Everyone was telling me it couldn’t have been that bad, but that set me off to laughing. No, it was that bad. And then that’s when it came out. I said I was starting the bard arse club. So that got me laughing even harder. And then others started sharing their stories (and none of them held a candle to mine), but I wasn’t going to have bragging rights here, I just welcomed them to the club and told them they had rightfully gained admission.
I’m not sure when there was that tipping point where my laughter turned into crying and my crying turned into laughter, but there it was. My laughtear break! Now that was worth the admission price!
A Muse 4 You: when was the last time you had that epic laughtear moment?
Loved this! Reminded me of my very recent audition for Drowsy Chaperone at NCT. I took a video of myself after (just to assure myself that it was a decent audition). The first rejection came a few days later……didn’t make call backs. As a director I’ve written this line many times myself….something like…..”this does not mean you aren’t in the show, nor does mean that you are.”
A few days later I opened rejection #2 during the middle of a semi-private tour at the Barnes Museum. It included the sentence, “We have decided to go in a different direction.” Different direction? What’s that supposed to mean? I was devastated for a day.

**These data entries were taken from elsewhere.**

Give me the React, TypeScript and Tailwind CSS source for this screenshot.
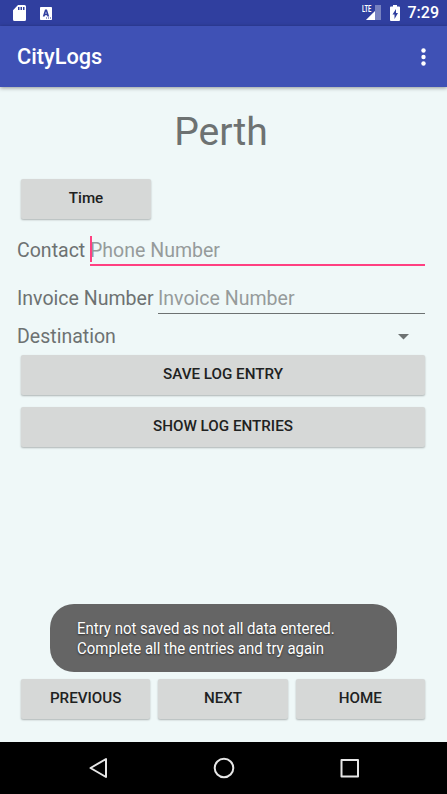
import React from "react";

function ActionButton({ label, className = "" }: { label: string; className?: string }) {
  return (
    <button
      type="button"
      className={`flex items-center justify-center rounded-[2px] bg-[#d6d8d7] text-[15.2px] leading-none font-medium text-[#202121] shadow-[0_1px_2px_rgba(0,0,0,0.28)] ${className}`}
    >
      {label}
    </button>
  );
}

function StatusBar() {
  return (
    <div className="flex h-[26px] shrink-0 items-center bg-[#303f9f] pr-2 pl-[13px] text-white">
      <svg width="13" height="16" viewBox="0 0 13 16">
        <path fillRule="evenodd" fill="#fff" d="M5 0h6.5A1.5 1.5 0 0 1 13 1.500v13a1.500 1.500 0 0 1-1.500 1.500h-10A1.500 1.500 0 0 1 0 14.500V5.200zM5 2v3h1.500V2zm2.500 0v3H9V2zM10 2v3h1.500V2z" />
      </svg>
      <svg className="ml-[14px]" width="12" height="13" viewBox="0 0 12 13">
        <rect width="12" height="13" rx="0.800" fill="#fff" />
        <path fillRule="evenodd" fill="#303f9f" d="M5 2.500h2l2.200 7H7.400L7 8.200H5l-.4 1.300H2.800zM5.400 6.800h1.200L6 4.600z" />
        <path fill="#303f9f" d="M6 10.500h1v1H6zM8 10.500h1v1H8zM10 10.500h1v1h-1z" />
      </svg>
      <div className="grow" />
      <div className="relative h-4 w-[19px]">
        <svg className="absolute top-0 left-[4px]" width="15" height="15" viewBox="0 0 15 15">
          <path fill="#fff" fillOpacity="0.35" d="M15 0v15H0L7 8h2V0z" />
          <path fill="#fff" d="M9 6v9H0z" />
        </svg>
        <span className="absolute top-0 left-0 origin-left scale-x-[0.68] text-[8.500px] leading-[8px] font-bold">LTE</span>
      </div>
      <svg className="ml-[9px]" width="10" height="16" viewBox="0 0 10 16">
        <path fillRule="evenodd" fill="#fff" d="M3 0h4v1.500h2a1 1 0 0 1 1 1V15a1 1 0 0 1-1 1H1a1 1 0 0 1-1-1V2.500a1 1 0 0 1 1-1h2zM6 4L2.500 9.500h2V14L8 8H6z" />
      </svg>
      <span className="ml-2 text-[16px] leading-none font-medium">7:29</span>
    </div>
  );
}

export default function App() {
  return (
    <div className="relative flex h-[794px] w-[447px] flex-col overflow-hidden bg-[#eff8f8] font-[Roboto,sans-serif] text-[#6d7272]">
      <StatusBar />
      <header className="z-10 flex h-[61px] shrink-0 items-center justify-between bg-[#3f51b5] pr-[21px] pl-[17px] text-white shadow-[0_1px_4px_rgba(0,0,0,0.4)]">
        <h1 className="text-[21.750px] leading-none font-medium">CityLogs</h1>
        <svg width="5" height="18" viewBox="0 0 5 18" fill="#fff">
          <circle cx="2.500" cy="2.500" r="2.200" />
          <circle cx="2.500" cy="9" r="2.200" />
          <circle cx="2.500" cy="15.500" r="2.200" />
        </svg>
      </header>

      <main className="flex h-[655px] shrink-0 flex-col pr-[22px] pl-[17px]">
        <h2 className="mt-[22px] h-[46px] text-center text-[39.100px] leading-[46px]">Perth</h2>
        <ActionButton label="Time" className="mt-6 ml-1 h-10 w-[130px]" />

        <div className="mt-4 flex h-[31px] text-[19.550px] leading-[31px]">
          <span className="w-[73px] shrink-0 whitespace-nowrap">Contact</span>
          <div className="relative grow border-b-2 border-[#ff4081] text-[#969b9b]">
            Phone Number
            <span className="absolute top-[1px] left-0 h-[26px] w-[2px] bg-[#ff4081]" />
          </div>
        </div>
        <div className="mt-[17px] flex h-[31px] text-[19.550px] leading-[31px]">
          <span className="w-[141px] shrink-0 whitespace-nowrap">Invoice Number</span>
          <div className="grow border-b border-[#6d7272] text-[#969b9b]">Invoice Number</div>
        </div>
        <div className="mt-[10px] flex h-[26px] items-center justify-between pr-4 text-[19.550px] leading-[26px]">
          <span>Destination</span>
          <svg width="11" height="6" viewBox="0 0 11 6">
            <path d="M0 0h11L5.500 5.500z" fill="#6d7272" />
          </svg>
        </div>
        <ActionButton label="SAVE LOG ENTRY" className="mt-[5px] ml-1 h-10 shrink-0" />
        <ActionButton label="SHOW LOG ENTRIES" className="mt-3 ml-1 h-10 shrink-0" />

        <div className="mt-auto mb-[23px] ml-1 grid grid-cols-3 gap-2">
          <ActionButton label="PREVIOUS" className="h-10" />
          <ActionButton label="NEXT" className="h-10" />
          <ActionButton label="HOME" className="h-10" />
        </div>
      </main>

      <div className="absolute top-[604px] left-[50px] z-20 flex h-[68px] w-[347px] flex-col justify-center rounded-[24px] bg-[#656565] pl-[27px] text-[17px] leading-5 text-white [text-shadow:0_1px_2px_rgba(0,0,0,0.6)]">
        <p className="w-max origin-left scale-x-[0.88] whitespace-nowrap">Entry not saved as not all data entered.</p>
        <p className="w-max origin-left scale-x-[0.88] whitespace-nowrap">Complete all the entries and try again</p>
      </div>

      <nav className="flex h-[52px] shrink-0 items-center justify-center bg-black">
        <svg width="270" height="22" viewBox="0 0 270 22" fill="none" stroke="#e6e6e6" strokeWidth="2" strokeLinejoin="round">
          <path d="M17 2v18L1.500 11z" />
          <circle cx="135" cy="11" r="9.300" />
          <rect x="252.500" y="3" width="16.500" height="16.500" />
        </svg>
      </nav>
    </div>
  );
}
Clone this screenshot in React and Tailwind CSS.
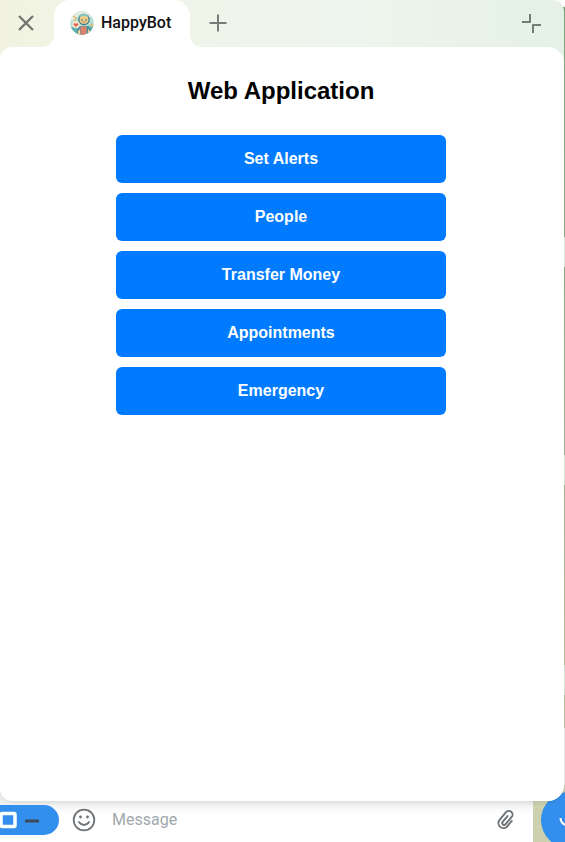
const actions = ['Set Alerts', 'People', 'Transfer Money', 'Appointments', 'Emergency'];

function Avatar() {
  return (
    <svg width="24" height="24" viewBox="0 0 24 24" aria-hidden="true" className="shrink-0">
      <defs>
        <clipPath id="avatar-clip"><circle cx="12" cy="12" r="11.7" /></clipPath>
      </defs>
      <g clipPath="url(#avatar-clip)">
        <rect width="24" height="24" fill="#b5dcd6" />
        <path d="M0 8 4 3l5-3h8l5 5-3 3-3-4-6-1-4 5-6 3Z" fill="#e2eedb" />
        <path d="M0 16h6l3 8H0Zm18-1h6v9h-6Z" fill="#62b2b0" />
        <path d="M3 5l3 2-2 3M20 13l3 1-2 2" stroke="#dfbd78" strokeWidth="1.5" fill="none" />
        <path d="M7 24v-6l3-3h8l3 4v5Z" fill="#4d9298" />
        <path d="M10.500 15.500h6V24h-6Z" fill="#df806b" />
        <path d="M8 20l2-2v6H8Zm10-2 2 2v4h-2Z" fill="#f0d3a1" />
        <circle cx="14" cy="8.5" r="5.8" fill="#397987" />
        <path d="M9.500 8c0-5 8-6 9 0v2c-1 4-8 4-9 0Z" fill="#e8cd8c" />
        <path d="M9 6.500c1-5 9-5 10 0-3-2-7-2-10 0Z" fill="#82c5bb" />
        <circle cx="12" cy="9" r=".7" fill="#394952" />
        <circle cx="16" cy="9" r=".7" fill="#394952" />
        <path d="M12.5 11q1.5 1 3 0" fill="none" stroke="#a46c52" strokeWidth=".7" />
        <circle cx="6" cy="13.5" r="3.600" fill="#fae7d1" />
        <path d="m6 16-2.5-2.5q0-2 2.5-.8 2.500-1.200 2.500.8Z" fill="#dc6352" />
      </g>
    </svg>
  );
}

function TabBar() {
  return (
    <header className="flex h-[47px] items-stretch">
      <button aria-label="Close" className="flex w-[54px] items-center justify-center pr-0.5 pb-0.5 text-[#70756f]">
        <svg width="20" height="20" viewBox="0 0 20 20" fill="none" stroke="currentColor" strokeWidth="2.300"><path d="m3 3 14 14M17 3 3 17" /></svg>
      </button>
      <button className="relative flex w-[136px] items-center gap-[7px] rounded-t-2xl bg-white pb-0.5 pl-4">
        <span className="absolute -left-3 bottom-0 size-3 bg-[radial-gradient(circle_at_top_left,transparent_12px,white_12px)]" />
        <Avatar />
        <span className="font-[Roboto,sans-serif] text-base font-medium text-[#111]">HappyBot</span>
        <span className="absolute -right-3 bottom-0 size-3 bg-[radial-gradient(circle_at_top_right,transparent_12px,white_12px)]" />
      </button>
      <button aria-label="New tab" className="flex w-14 items-center justify-center pb-0.5 text-[#767c78]">
        <svg width="20" height="20" viewBox="0 0 20 20" fill="none" stroke="currentColor" strokeWidth="2"><path d="M10 1.500v17M1.500 10h17" /></svg>
      </button>
      <button aria-label="Exit full screen" className="ml-auto flex w-[66px] items-center justify-center pb-0.5 text-[#707d74]">
        <svg width="20" height="20" viewBox="0 0 20 20" fill="none" stroke="currentColor" strokeWidth="2" strokeLinejoin="round"><path d="M9 1v8H1M20 12h-8v8" /></svg>
      </button>
    </header>
  );
}

function Composer() {
  return (
    <footer className="-mt-4 flex h-[57px] overflow-hidden bg-[#cdd0af]">
      <div className="flex min-w-0 flex-1 items-start bg-linear-to-b from-[#ececec] from-28% to-white to-50% pt-[18px]">
        <button aria-label="Open web app" className="mt-0.5 flex h-[30px] w-[59px] shrink-0 items-center rounded-r-full bg-[#338fed]">
          <svg width="40" height="20" viewBox="0 0 40 20" fill="none"><rect x="1" y="3.500" width="14" height="13" rx="1" stroke="#fff" strokeWidth="3.500" /><path d="M25 11h14" stroke="#3d4b58" strokeWidth="3" /></svg>
        </button>
        <button aria-label="Emoji" className="mt-px ml-3 flex h-8 w-[26px] shrink-0 items-center justify-center text-[#6d7276]">
          <svg width="24" height="24" viewBox="0 0 24 24" fill="none" stroke="currentColor" strokeWidth="1.800"><circle cx="12" cy="12" r="10.300" /><path d="M6.500 13.500q5.500 7 11 0" /><circle cx="8.500" cy="9" r="1.400" fill="currentColor" stroke="none" /><circle cx="15.500" cy="9" r="1.400" fill="currentColor" stroke="none" /></svg>
        </button>
        <input aria-label="Message" placeholder="Message" className="ml-[15px] h-8 min-w-0 flex-1 bg-transparent font-[Roboto,sans-serif] text-base text-[#222] outline-none placeholder:text-[#a0a7ad]" />
        <button aria-label="Attach" className="mt-px mr-[15px] flex h-8 w-6 items-center justify-center text-[#6d7276]">
          <svg width="24" height="24" viewBox="0 0 24 24" fill="none" stroke="currentColor" strokeWidth="1.900" strokeLinecap="round"><path transform="rotate(40 12 12)" d="M17 9v7a5 5 0 0 1-10 0V6a3.700 3.700 0 0 1 7.400 0v9.500a1.900 1.900 0 0 1-3.800 0V8" /></svg>
        </button>
      </div>
      <div className="ml-2 mt-[7px] w-6 shrink-0 overflow-hidden">
        <button aria-label="Record voice message" className="flex size-14 items-center justify-center rounded-full bg-[#338fed] text-white">
          <svg width="24" height="24" viewBox="0 0 24 24" fill="none" stroke="currentColor" strokeWidth="2"><rect x="8" y="2" width="8" height="13" rx="4" fill="currentColor" stroke="none" /><path d="M3.500 10c0 10 17 10 17 0M12 18v4" /></svg>
        </button>
      </div>
    </footer>
  );
}

export default function App() {
  return (
    <div className="flex h-screen flex-col overflow-hidden bg-[linear-gradient(to_bottom,#fff_7px,#7fac7e_7px,#8db38a_237px,#e2f2e2_237px,#e2f2e2_267px,#8db087_267px,#a6b99a_455px,#dcefdc_455px,#dcefdc_485px,#a8b895_485px,#c2c5a0_665px,#dcefdc_665px,#dcefdc_695px,#bdc7a3_695px,#c6caa9_728px,#eee_728px,#eee_790px,#cdd0af_790px)] font-['Liberation_Sans',Arial,sans-serif]">
      <div className="relative z-10 mr-px flex min-h-0 flex-1 flex-col rounded-b-2xl rounded-tr-xl bg-linear-to-r from-[#f2f3e2] via-[#eef5ee] via-60% to-[#e5f1e5] shadow-[0_1px_5px_rgba(0,0,0,0.1)]">
        <TabBar />
        <main className="flex-1 rounded-l-xl rounded-r-2xl bg-white pt-[30px]">
          <div className="mx-auto max-w-[330px] -translate-x-px">
            <h1 className="text-center text-2xl leading-7 font-bold text-black">Web Application</h1>
            <nav aria-label="Services" className="mt-[30px] flex flex-col gap-2.5">
              {actions.map((label) => (
                <button key={label} className="h-12 rounded-md bg-[#007bff] text-base font-bold text-white">{label}</button>
              ))}
            </nav>
          </div>
        </main>
      </div>
      <Composer />
    </div>
  );
}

I’m so excited, Judy, that you found the blog. And it’s great to hear from you–you are quite the talent, I will forever remember you as Mrs. Paroo (you hold a special place in our hearts being involved with my daughter’s first community theater production as it was). So it just goes to show, if you can have not-so-good auditions, even us newbies are allowed to go there! I guess the point is, we care about what we’re doing so we want to do good, it’s just what we want doesn’t stack up against how we act. I guess to get the laugh out of it, we just play it off like we were goofing off on purpose, lol. Thanks for sharing your talents with us, Judy, and for getting back in the saddle! And the fun has only just begun with Twelfth Night!